What Is an Executor in Spark Standalone Mode? Key Differences from Workers and Cores

An executor in Spark is a per-application JVM process launched by a Worker node to run tasks and cache data, distinct from the long-running Worker daemon that manages node resources and the CPU cores that represent the actual compute slots allocated to that executor by the Master.

When deploying Apache Spark on a standalone cluster, understanding the hierarchy between workers, executors, and cores is essential for tuning performance and resource utilization. In the apache/spark repository, these components are implemented across specific source files that handle resource advertisement, process lifecycle management, and task execution scheduling. This article examines the actual implementation to clarify how these three elements differ and collaborate within the Standalone cluster manager.

Spark Standalone Architecture Overview

In the Standalone deployment mode, three distinct entities manage compute resources: the Worker, the Executor, and CPU cores. Each plays a specific role in the cluster resource management lifecycle.

Worker Node

The Worker is a long-running daemon process that runs on each machine in the cluster. According to core/src/main/scala/org/apache/spark/deploy/worker/Worker.scala, the Worker registers with the Master via the RegisterWorker message (lines 58‑71), advertises the total number of CPU cores and memory available on its host, and awaits instructions to launch executor processes. The Worker maintains a web UI accessible at http://<host>:8081 and tracks coresUsed and memoryUsed to enforce local resource limits.

Executor Process

An Executor is a JVM process started by a Worker specifically for one Spark application. As implemented in core/src/main/scala/org/apache/spark/executor/Executor.scala (constructor at lines 48‑55), the Executor creates a thread pool to run tasks, holds the application’s cached RDDs and DataFrames in memory, and reports task progress and heartbeats back to the Driver. When the application finishes, the Worker terminates the executor and frees its allocated resources. Multiple executors from different applications can coexist on the same Worker node, or a single application can span multiple Workers.

CPU Cores

Cores represent the atomic unit of compute capacity that the Master allocates to applications. Workers report their total cores via the --cores or spark.worker.cores configuration (documented in docs/spark-standalone.md, lines 71‑73). When the Master schedules an application, it determines how many cores each executor receives through spark.executor.cores. If this value is omitted, the executor consumes all free cores on the Worker, which can lead to resource monopolization.

How Workers, Executors, and Cores Interact

The lifecycle from cluster startup to task execution follows a strict choreography defined in the Standalone master and worker implementations:

  1. Worker Registration – Starting a Worker via sbin/start-worker.sh initiates the daemon, which contacts the Master at spark://HOST:PORT and sends its total resource capacity (cores and memory) as stored in WorkerInfo.scala.

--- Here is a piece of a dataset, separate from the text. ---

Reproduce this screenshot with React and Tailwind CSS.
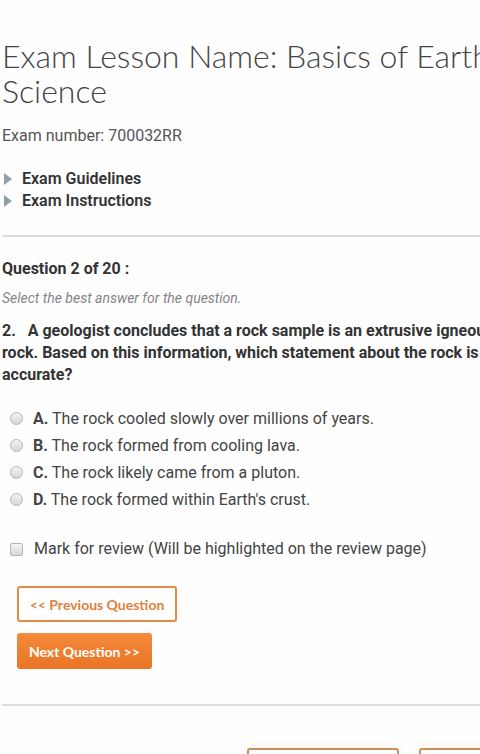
import React, { useState } from "react";

const options = [
  { key: "A", text: "The rock cooled slowly over millions of years." },
  { key: "B", text: "The rock formed from cooling lava." },
  { key: "C", text: "The rock likely came from a pluton." },
  { key: "D", text: "The rock formed within Earth's crust." },
];

const Arrow = () => (
  <span className="inline-block w-0 h-0 border-y-[6px] border-y-transparent border-l-[8px] border-l-[#8fa0ab] mr-[10px]"></span>
);

const App = () => {
  const [answer, setAnswer] = useState(null);
  const [review, setReview] = useState(false);

  return (
    <div className="w-[480px] h-[754px] overflow-hidden bg-[#fefefe]">
      <div className="w-[520px] pl-[2px] pt-[38px] text-[#333] font-['Roboto',sans-serif]">
        {/* Title */}
        <h1 className="w-[500px] font-['Lato',sans-serif] font-light text-[32px] leading-[35px] text-[#444]">
          Exam Lesson Name: Basics of Earth Science
        </h1>
        <p className="mt-[17px] text-[16px] leading-[22px] text-[#555]">Exam number: 700032RR</p>

        {/* Collapsibles */}
        <div className="mt-[21px] pl-[2px]">
          <div className="flex items-center text-[16px] leading-[22px] font-semibold text-[#333]">
            <Arrow />
            Exam Guidelines
          </div>
          <div className="flex items-center text-[16px] leading-[22px] font-semibold text-[#333]">
            <Arrow />
            Exam Instructions
          </div>
        </div>

        <div className="mt-[23px] h-[2px] bg-[#dcdcdc]"></div>

        {/* Question */}
        <p className="mt-[21px] text-[16px] leading-[22px] font-bold text-[#333]">Question 2 of 20 :</p>
        <p className="mt-[8px] text-[14px] leading-[20px] italic text-[#858585]">
          Select the best answer for the question.
        </p>
        <p className="mt-[12px] w-[515px] text-[16px] leading-[22px] font-bold text-[#333]">
          2.&nbsp;&nbsp; A geologist concludes that a rock sample is an extrusive igneous rock. Based on this
          information, which statement about the rock is accurate?
        </p>

        <div className="mt-[19px] flex flex-col">
          {options.map((o) => (
            <label key={o.key} className="flex items-center h-[27px] cursor-pointer">
              <span
                onClick={() => setAnswer(o.key)}
                className="ml-[8px] mr-[10px] w-[13px] h-[13px] rounded-full border border-[#b5b5b5] bg-gradient-to-b from-[#f4f4f4] to-[#d6d6d6]"
              ></span>
              <span className="text-[16px] text-[#444]">
                <span className="font-bold">{o.key}.</span> {o.text}
              </span>
            </label>
          ))}
        </div>

        <label className="mt-[25px] flex items-center cursor-pointer">
          <span
            onClick={() => setReview(!review)}
            className="ml-[8px] mr-[11px] w-[13px] h-[13px] rounded-[2px] border border-[#b5b5b5] bg-gradient-to-b from-[#f4f4f4] to-[#d6d6d6]"
          ></span>
          <span className="text-[16px] leading-[22px] text-[#444]">
            Mark for review (Will be highlighted on the review page)
          </span>
        </label>

        {/* Nav buttons */}
        <div className="mt-[26px] pl-[15px] flex flex-col items-start gap-[11px] font-['Lato',sans-serif]">
          <button className="h-[36px] w-[160px] border-2 border-[#e58a45] rounded-[3px] bg-white text-[#e07f3a] text-[14px] font-bold">
            &lt;&lt; Previous Question
          </button>
          <button className="h-[36px] w-[135px] rounded-[3px] bg-gradient-to-b from-[#f58a3a] to-[#ea7425] text-white text-[14px] font-bold">
            Next Question &gt;&gt;
          </button>
        </div>

        <div className="mt-[35px] h-[2px] bg-[#dcdcdc]"></div>

        <div className="mt-[42px] flex gap-[20px] pl-[245px]">
          <div className="shrink-0 w-[152px] h-[36px] border-2 border-[#c4925c] rounded-[3px] shadow-[0_0_8px_rgba(240,180,120,0.25)]"></div>
          <div className="shrink-0 w-[152px] h-[36px] border-2 border-[#c4925c] rounded-[3px] shadow-[0_0_8px_rgba(240,180,120,0.25)]"></div>
        </div>
      </div>
    </div>
  );
};

export default App;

  2. Application Submission – When you run spark-submit --master spark://HOST:PORT, the Master evaluates the request against available resources using constraints like spark.cores.max (total cores for the application) and spark.deploy.defaultCores (fallback allocation).

  3. Executor Launch – The Master issues a LaunchExecutor RPC to a selected Worker. The Worker spawns an ExecutorRunner process, which instantiates the Executor object from Executor.scala and configures its working directory and log files.

  4. Task Execution – Inside the Executor, a thread pool runs application tasks. Each active task consumes one core slot from the executor’s allocation (configured via spark.executor.cores). The Executor sends heartbeats and metrics to the Driver while maintaining local storage for shuffle and cached data.

  5. Resource Cleanup – Upon application completion or failure, the Worker terminates the Executor process and decrements its coresUsed and memoryUsed counters, making those resources available for subsequent applications as tracked in ExecutorInfo.scala.

Key Differences Between Workers and Executors

Understanding the distinction between these components prevents common configuration errors like confusing node-level settings with application-level resource requests.

Aspect Worker Executor
Lifecycle Starts once per node and persists for the cluster’s uptime unless manually stopped. Created per application when scheduled by the Master; terminated when the application finishes or fails.
Responsibility Manages node resources, registers with Master, launches and monitors executor processes, and cleans up local directories. Executes tasks, stores cached data blocks, performs serialization and garbage collection, and reports status to the Driver.
Resource Granularity Holds the total CPU cores and memory of the physical host. Holds a subset of the Worker’s cores (determined by spark.executor.cores) and a slice of memory (spark.executor.memory).
Visibility Appears in the Master UI under the Workers tab with links to the Worker’s web interface. Appears in the Executors tab of the specific application’s UI with individual log links and task statistics.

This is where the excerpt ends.